Flash Photography with Canon EOS Cameras
 
Found this great [URL=http://photonotes.org/articles/eos-flash/index.html]link[/URL] which basically explains everyting there is to know about flash fotography with canon EOS cameras. Page 2 is especially recommended. Heaps better than canon's manuals.

Two things that comes to my mind that arent't 100% clear and perhaps some of you flash experts might tell me:

1 In ETTL II can you still autofocus on your subject and then re-compose to take a shot without effecting the flash exposure?? Flash metering systems are biased towards the focusing point in TTL and ETTL, wonder if any of you have done some expertiments there??

2 Also for my non-flash photography i use the centre focus point and centre weighted average for exposure. In flash photography the camera's exposure metering meters for the background whereas the flash does the foreground/subject. Will I still be able to use that or am i best to switch to evaluative (on the camera, as the flash metering is evaluative for ETTL2) and automatic focus point selection?

sleepy 20-03-2009 08:14 AM

1. Yes, as the Flash gets its exposure after you hit the shutter button.
It sends out a pre-flash to check exposure.

2. I wouldnt worry about metering too much, ideally if the lighting stays the same you shouldn't need to adjust your settings much anyway. Set your camera to expose for ambient and then the flash will expose your subjects.

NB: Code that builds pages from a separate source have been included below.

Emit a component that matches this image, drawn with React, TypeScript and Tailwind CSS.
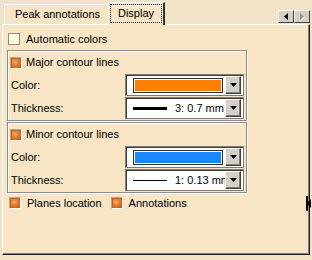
import React from "react";

function OrangeCheck() {
  return (
    <div className="w-[12px] h-[12px] shrink-0 border border-t-[#c9a27a] border-l-[#c9a27a] border-b-white border-r-white">
      <div className="w-full h-full bg-[radial-gradient(circle_at_40%_40%,#f2a860,#d86e24_60%,#b9561a)] shadow-[inset_1px_1px_0_#c0601c]" />
    </div>
  );
}

function DropButton() {
  return (
    <div className="w-[16px] h-[18px] shrink-0 bg-[#d4d0c8] border border-t-white border-l-white border-b-[#404040] border-r-[#404040] shadow-[inset_-1px_-1px_0_#808080] flex items-center justify-center">
      <svg width="7" height="4" viewBox="0 0 7 4">
        <polygon points="0,0 7,0 3.5,4" fill="#000" />
      </svg>
    </div>
  );
}

function Combo({ children }: { children: React.ReactNode }) {
  return (
    <div className="w-[119px] h-[22px] bg-white border border-[#7c7c7c] shadow-[inset_1px_1px_0_#404040] flex items-center pl-[2px] pr-[2px]">
      <div className="flex-1 h-full flex items-center overflow-hidden">{children}</div>
      <DropButton />
    </div>
  );
}

function ContourGroup({
  title,
  color,
  lineH,
  thickness,
}: {
  title: string;
  color: string;
  lineH: string;
  thickness: string;
}) {
  return (
    <div className="w-[240px] border border-[#8c8c8c] shadow-[inset_1px_1px_0_#fff,1px_1px_0_#fff] flex flex-col pb-[1px]">
      <div className="h-[23px] flex items-center pl-[2px]">
        <OrangeCheck />
        <span className="ml-[4px]">{title}</span>
      </div>
      <div className="h-[22px] flex items-center pl-[3px]">
        <span className="w-[114px]">Color:</span>
        <Combo>
          <div className="ml-[5px] w-[90px] h-[15px] p-[1px] border border-[#303030] bg-white">
            <div className="w-full h-full" style={{ background: color }} />
          </div>
        </Combo>
      </div>
      <div className="h-[22px] flex items-center pl-[3px] mt-[1px]">
        <span className="w-[114px]">Thickness:</span>
        <Combo>
          <div className={`ml-[5px] w-[34px] shrink-0 bg-black ${lineH}`} />
          <span className="ml-[8px] whitespace-nowrap">{thickness}</span>
        </Combo>
      </div>
    </div>
  );
}

export default function App() {
  return (
    <div className="relative w-[312px] h-[260px] bg-[#f2e3c8] text-[11px] text-black font-['Liberation_Sans',Arial,sans-serif] overflow-hidden">
      {/* tab strip */}
      <div className="h-[24px] flex items-end pl-[4px]">
        <div className="w-[104px] h-[20px] border-t border-l border-white rounded-tl-[2px] bg-[#f5e4c6] flex items-center pl-[10px]">
          Peak annotations
        </div>
        <div className="relative z-10 -mb-[1px] w-[57px] h-[23px] border-t border-l border-white border-r-2 border-r-[#303030] bg-[#f7e5c5] p-[1px]">
          <div className="w-full h-[19px] border border-dotted border-[#202020] flex items-center justify-center">
            Display
          </div>
        </div>
        <div className="ml-auto mr-[2px] mb-[1px] flex">
          <div className="w-[16px] h-[13px] bg-[#d4d0c8] border border-t-white border-l-white border-b-[#404040] border-r-[#404040] flex items-center justify-center">
            <svg width="4" height="7" viewBox="0 0 4 7">
              <polygon points="4,0 4,7 0,3.5" fill="#000" />
            </svg>
          </div>
          <div className="w-[16px] h-[13px] bg-[#d4d0c8] border border-t-white border-l-white border-b-[#404040] border-r-[#404040] flex items-center justify-center">
            <svg width="5" height="8" viewBox="0 0 5 8">
              <polygon points="1,1 1,8 5,4.5" fill="#fff" />
              <polygon points="0,0 0,7 4,3.5" fill="#9a968e" />
            </svg>
          </div>
        </div>
      </div>

      {/* panel */}
      <div className="ml-[2px] w-[308px] h-[231px] bg-[#f7e5c5] border-t border-l border-white border-r border-b border-r-[#202020] border-b-[#202020] shadow-[inset_-1px_-1px_0_#808080] pt-[7px] pl-[4px] flex flex-col">
        <div className="h-[14px] flex items-center">
          <div className="ml-[1px] w-[12px] h-[12px] border border-[#8a8a8a] bg-[#fffde2]" />
          <span className="ml-[6px]">Automatic colors</span>
        </div>

        <div className="mt-[4px]">
          <ContourGroup
            title="Major contour lines"
            color="#ff8000"
            lineH="h-[3px]"
            thickness="3: 0.7 mm"
          />
        </div>
        <div className="mt-[1px]">
          <ContourGroup
            title="Minor contour lines"
            color="#1a86ff"
            lineH="h-[1px]"
            thickness="1: 0.13 mm"
          />
        </div>

        <div className="mt-[3px] h-[14px] flex items-center pl-[2px]">
          <OrangeCheck />
          <span className="ml-[6px]">Planes location</span>
          <div className="ml-[9px]">
            <OrangeCheck />
          </div>
          <span className="ml-[6px]">Annotations</span>
        </div>
      </div>

      {/* mouse cursor sitting on the right edge */}
      <svg className="absolute left-[305px] top-[196px]" width="7" height="15" viewBox="0 0 7 15">
        <polygon points="1,0 1,15 3,15 3,9 6,12 6,3 3,6 3,0" fill="#000" />
      </svg>
    </div>
  );
}
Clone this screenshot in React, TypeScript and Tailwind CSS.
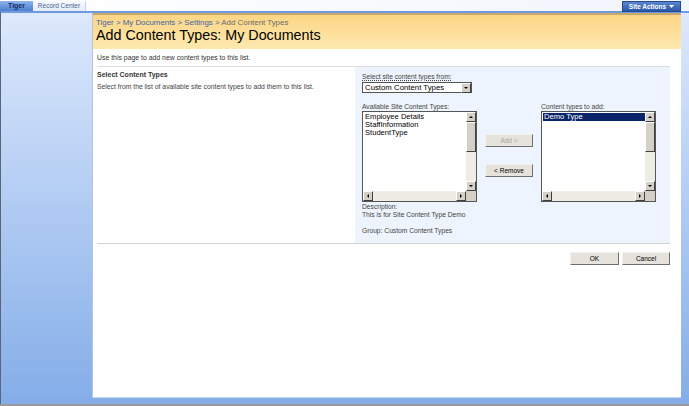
import React from "react";

function Arrow({ dir }: { dir: "up" | "down" | "left" | "right" }) {
  const pts =
    dir === "up"
      ? "2,5 4,3 6,5"
      : dir === "down"
      ? "2,3 4,5 6,3"
      : dir === "left"
      ? "5,2 3,4 5,6"
      : "3,2 5,4 3,6";
  return (
    <svg width="8" height="8" viewBox="0 0 8 8">
      <polygon points={pts} fill="#000" />
    </svg>
  );
}

function SbButton({ dir }: { dir: "up" | "down" | "left" | "right" }) {
  return (
    <div className="w-[10px] h-[10px] shrink-0 flex items-center justify-center bg-[#d4d0c8] border border-t-white border-l-white border-b-[#404040] border-r-[#404040]">
      <Arrow dir={dir} />
    </div>
  );
}

function ListBox({ items, selected }: { items: string[]; selected?: string }) {
  return (
    <div className="w-[115px] h-[91px] flex flex-col border border-[#555] bg-white">
      <div className="flex flex-1 min-h-0">
        <div className="flex-1 pl-[1px] pt-[1px] text-[7.6px] leading-[8px] text-black">
          {items.map((it) =>
            it === selected ? (
              <div key={it} className="bg-[#0a246a] text-white pl-[1px]">
                {it}
              </div>
            ) : (
              <div key={it} className="pl-[1px]">
                {it}
              </div>
            )
          )}
        </div>
        <div className="w-[10px] flex flex-col bg-[#eeede5]">
          <SbButton dir="up" />
          <div className="h-[30px] bg-[#d4d0c8] border border-t-white border-l-white border-b-[#404040] border-r-[#404040]" />
          <div className="flex-1" />
          <SbButton dir="down" />
        </div>
      </div>
      <div className="flex h-[10px]">
        <div className="flex flex-1 bg-[#eeede5]">
          <SbButton dir="left" />
          <div className="flex-1" />
          <SbButton dir="right" />
        </div>
        <div className="w-[10px] bg-[#d4d0c8]" />
      </div>
    </div>
  );
}

function Btn({ label, disabled, w = "w-[48px]" }: { label: string; disabled?: boolean; w?: string }) {
  return (
    <div
      className={`${w} h-[13px] flex items-center justify-center text-[6.5px] bg-[#e6e3dc] border border-t-[#f4f3ef] border-l-[#f4f3ef] border-b-[#6f6f6f] border-r-[#6f6f6f] ${
        disabled ? "text-[#a8a6a0]" : "text-black"
      }`}
    >
      {label}
    </div>
  );
}

export default function App() {
  return (
    <div
      className="w-[689px] h-[406px] flex flex-col overflow-hidden bg-white"
      style={{ fontFamily: '"Liberation Sans", Arial, sans-serif' }}
    >
      {/* top bar */}
      <div className="h-[11px] flex items-end bg-gradient-to-r from-white to-[#f1f5fc] relative">
        <div className="h-[10px] w-[33px] flex items-center justify-center text-[7px] font-bold text-[#0f2a66] bg-gradient-to-b from-[#8fb4ec] to-[#4d7fcf]">
          Tiger
        </div>
        <div className="h-[10px] w-[53px] flex items-center justify-center text-[6.5px] text-[#4a6390] bg-gradient-to-b from-[#f7faff] to-[#e3ecfa] border-r border-[#c3d3ec]">
          Record Center
        </div>
        <div className="absolute right-[8px] top-[1px] h-[11px] w-[59px] flex items-center justify-center gap-[3px] text-[6.5px] font-bold text-white bg-gradient-to-b from-[#5b86cf] to-[#2c58a6] border border-[#24498c]">
          Site Actions
          <svg width="5" height="3" viewBox="0 0 5 3">
            <polygon points="0,0 5,0 2.5,3" fill="#fff" />
          </svg>
        </div>
      </div>

      {/* body */}
      <div className="flex-1 flex flex-col border-t-2 border-[#6e9be0] bg-gradient-to-b from-[#dde9fc] to-[#84ade8] pl-[91px] pr-[8px] pb-[6px] border-l border-l-[#5a6577]">
        <div className="flex-1 flex flex-col bg-white border-l border-[#b9c4d3] border-b border-b-[#c7d7f0]">
          {/* header */}
          <div className="h-[36px] border-t-2 border-[#c9a86b] bg-gradient-to-b from-[#fcd585] to-[#fde9ae] pl-[3px] pt-[3px]">
            <div className="text-[7.9px] leading-[9px] text-[#4065a6]">
              Tiger &gt; My Documents &gt; Settings &gt; <span className="text-[#6c6c6c]">Add Content Types</span>
            </div>
            <div className="text-[14.3px] leading-[16px] text-black">Add Content Types: My Documents</div>
          </div>

          {/* content */}
          <div className="pl-[4px] pr-[11px]">
            <div className="pt-[5px] h-[17px] text-[6.9px] leading-[8px] text-[#333]">
              Use this page to add new content types to this list.
            </div>
            <div className="flex border-t border-[#dcdcdc] border-b border-b-[#d3d3d3]">
              <div className="w-[258px] pt-[4px]">
                <div className="text-[7px] leading-[8px] font-bold text-[#333]">Select Content Types</div>
                <div className="mt-[4px] text-[6.8px] leading-[8px] text-[#444]">
                  Select from the list of available site content types to add them to this list.
                </div>
              </div>
              <div className="flex-1 h-[176px] bg-[#eef4fd] pl-[7px] pt-[6px]">
                <div className="text-[6.7px] leading-[8px] text-[#444] underline decoration-dotted">
                  Select site content types from:
                </div>
                <div className="w-[110px] h-[11px] mt-[1px] flex border border-[#555] bg-white">
                  <div className="flex-1 pl-[2px] text-[7.8px] leading-[9px] text-black">Custom Content Types</div>
                  <SbButton dir="down" />
                </div>
                <div className="flex mt-[9px]">
                  <div>
                    <div className="text-[6.7px] leading-[9px] text-[#444]">Available Site Content Types:</div>
                    <ListBox items={["Employee Details", "StaffInformation", "StudentType"]} />
                  </div>
                  <div className="flex flex-col gap-[17px] pt-[32px] px-[8px]">
                    <Btn label="Add >" disabled />
                    <Btn label="< Remove" />
                  </div>
                  <div>
                    <div className="text-[6.7px] leading-[9px] text-[#444]">Content types to add:</div>
                    <ListBox items={["Demo Type"]} selected="Demo Type" />
                  </div>
                </div>
                <div className="mt-[1px] text-[6.7px] leading-[8px] text-[#444]">
                  <div>Description:</div>
                  <div>This is for Site Content Type Demo</div>
                  <div className="mt-[8px]">Group: Custom Content Types</div>
                </div>
              </div>
            </div>
            <div className="flex justify-end gap-[3px] pt-[8px]">
              <Btn label="OK" w="w-[49px]" />
              <Btn label="Cancel" w="w-[48px]" />
            </div>
          </div>
        </div>
      </div>
      <div className="h-[2px] bg-[#9a9a9a]" />
    </div>
  );
}
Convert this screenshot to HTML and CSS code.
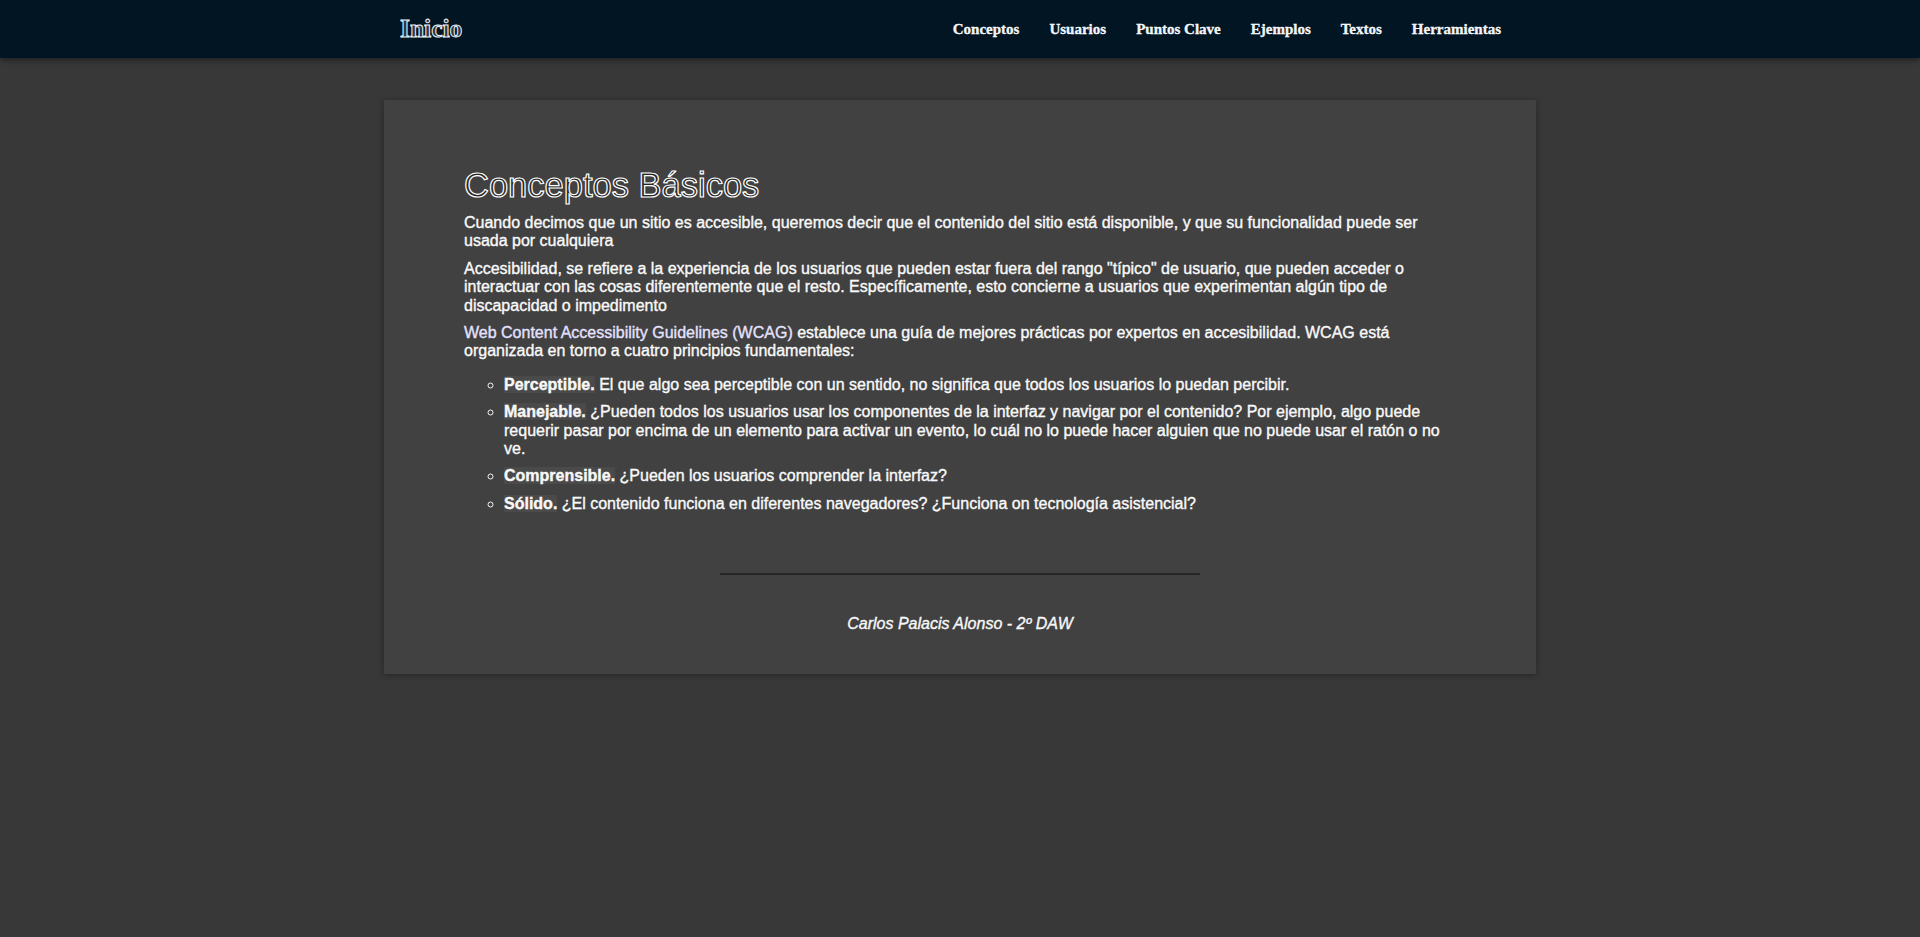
FILE: index.html
```html
<!DOCTYPE html>
<html lang="es">
<head>
<meta charset="utf-8">
<title>Conceptos Básicos</title>
<link rel="stylesheet" href="styles.css">
</head>
<body>
<header class="topbar">
  <div class="topbar-inner">
    <a class="brand" href="#">Inicio</a>
    <nav class="menu">
      <a href="#">Conceptos</a>
      <a href="#">Usuarios</a>
      <a href="#">Puntos Clave</a>
      <a href="#">Ejemplos</a>
      <a href="#">Textos</a>
      <a href="#">Herramientas</a>
    </nav>
  </div>
</header>
<main class="card">
  <section class="content">
    <h1>Conceptos Básicos</h1>
    <p>Cuando decimos que un sitio es accesible, queremos decir que el contenido del sitio está disponible, y que su funcionalidad puede ser usada por cualquiera</p>
    <p>Accesibilidad, se refiere a la experiencia de los usuarios que pueden estar fuera del rango "típico" de usuario, que pueden acceder o interactuar con las cosas diferentemente que el resto. Específicamente, esto concierne a usuarios que experimentan algún tipo de discapacidad o impedimento</p>
    <p><a class="ref" href="#">Web Content Accessibility Guidelines (WCAG)</a> establece una guía de mejores prácticas por expertos en accesibilidad. WCAG está organizada en torno a cuatro principios fundamentales:</p>
    <ul class="principles">
      <li><strong>Perceptible.</strong> El que algo sea perceptible con un sentido, no significa que todos los usuarios lo puedan percibir.</li>
      <li><strong>Manejable.</strong> ¿Pueden todos los usuarios usar los componentes de la interfaz y navigar por el contenido? Por ejemplo, algo puede requerir pasar por encima de un elemento para activar un evento, lo cuál no lo puede hacer alguien que no puede usar el ratón o no ve.</li>
      <li><strong>Comprensible.</strong> ¿Pueden los usuarios comprender la interfaz?</li>
      <li><strong>Sólido.</strong> ¿El contenido funciona en diferentes navegadores? ¿Funciona on tecnología asistencial?</li>
    </ul>
  </section>
  <footer class="foot">
    <hr class="rule">
    <p class="author">Carlos Palacis Alonso - 2º DAW</p>
  </footer>
</main>
</body>
</html>
```
FILE: styles.css
```css
html, body {
  margin: 0;
  padding: 0;
}
body {
  background: #383838;
  font-family: "Liberation Sans", Arial, sans-serif;
  color: #f4f4f4;
  min-height: 937px;
}
.topbar {
  background: #011522;
  height: 58px;
  box-shadow: 0 2px 6px rgba(0,0,0,0.45);
}
.topbar-inner {
  width: 1152px;
  margin: 0 auto;
  height: 58px;
  padding: 0 20px 0 16px;
  box-sizing: border-box;
  display: flex;
  align-items: center;
  justify-content: space-between;
}
.brand {
  font-family: "Liberation Serif", "Times New Roman", serif;
  font-weight: bold;
  font-size: 25.5px;
  color: #2a3540;
  -webkit-text-stroke: 1px #eef4fa;
  text-decoration: none;
}
.menu {
  display: flex;
}
.menu a {
  font-family: "Liberation Serif", "Times New Roman", serif;
  font-weight: bold;
  font-size: 15px;
  color: #eef4fb;
  -webkit-text-stroke: 0.3px #ffffff;
  text-decoration: none;
  padding: 0 15px;
}
.card {
  width: 1152px;
  margin: 42px auto 0;
  background: #414141;
  box-shadow: 0 1px 6px rgba(0,0,0,0.35);
  box-sizing: border-box;
}
.content {
  padding: 66px 80px 0;
}
h1 {
  font-weight: normal;
  font-size: 34.5px;
  margin: 0 0 9px;
  color: #262626;
  -webkit-text-stroke: 1.2px #ffffff;
}
.content p {
  font-size: 16px;
  line-height: 18.4px;
  margin: 0 0 9px;
  color: #f6f6f6;
  -webkit-text-stroke: 0.35px #ffffff;
}
.ref {
  color: #e4e0ff;
  -webkit-text-stroke: 0.35px #e8e4ff;
  text-decoration: none;
}
.principles {
  list-style-type: circle;
  margin: 15px 0 0;
  padding-left: 40px;
}
.principles li {
  font-size: 16px;
  line-height: 18.4px;
  margin-bottom: 9px;
  color: #f6f6f6;
  -webkit-text-stroke: 0.35px #ffffff;
}
.principles strong {
  background: #4a4a4a;
}
.foot {
  padding: 51px 0 40px;
  text-align: center;
}
.rule {
  width: 480px;
  margin: 0 auto;
  border: 0;
  border-top: 2px solid #262626;
}
.author {
  margin: 40px 0 0;
  font-style: italic;
  font-size: 16px;
  line-height: 18.4px;
  color: #f4f4f4;
  -webkit-text-stroke: 0.35px #ffffff;
}
```
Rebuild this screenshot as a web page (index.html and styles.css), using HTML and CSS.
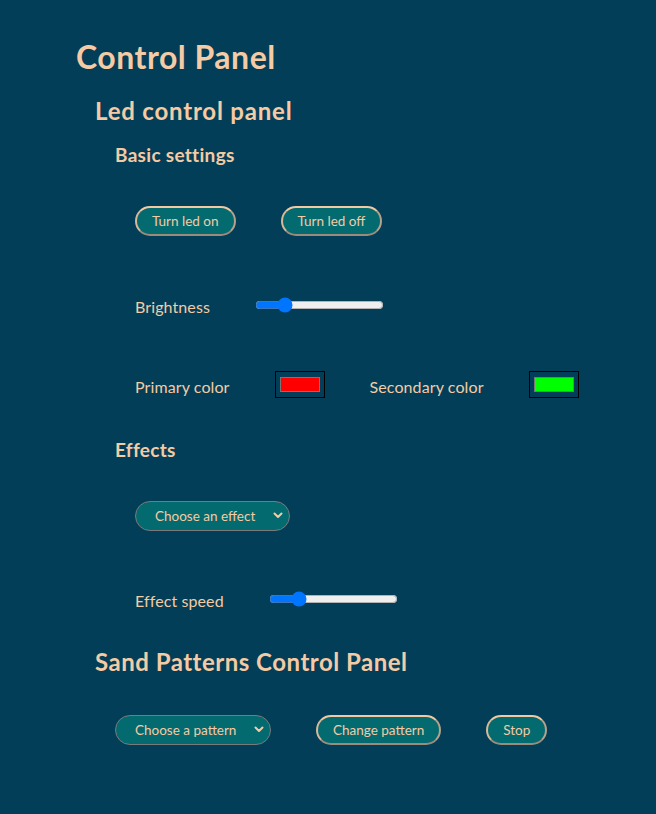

pete gopal 20-03-2009 02:00 PM

1. What I meant was, imagine for instance you’re trying to take a photo of a person at the sunset. You put the person in the middle of your frame to focus, your background is the sky which is still bright enough. You press the FEL button. You then recompose the frame so the person is on the side and your background is now a dark tree. You then take a shot.

The person will be exposed correctly since you’ve locked the FEL exposure. The flash exposure works for the foreground whereas the camera exposure metering works for the background. Now:

A. will the background be exposed incorrectly since you locked the background exposure on the sky
B. OR because you’ve used FEL it only locks the exposure of the foreground (exposed by the flash) and the background gets metered separately upon pressing the Go button?

sleepy 20-03-2009 03:24 PM

"the preflash light is analyzed by the same evaluative metering system that the camera uses to meter ambient light. This means it meters through the lens"

I think although the flash metering is using the same system it is independant, so the exposure lock would only lock the ambient, the flash should still expose your subject correctly.

I could be wrong, but best way to find out is to give it a go :)
Bought a flash yet?

pete gopal 20-03-2009 03:49 PM

haha not yet :) will be going for the 580 though...

if you have spare 10min you can try it out hahaha or has anybody else tried it??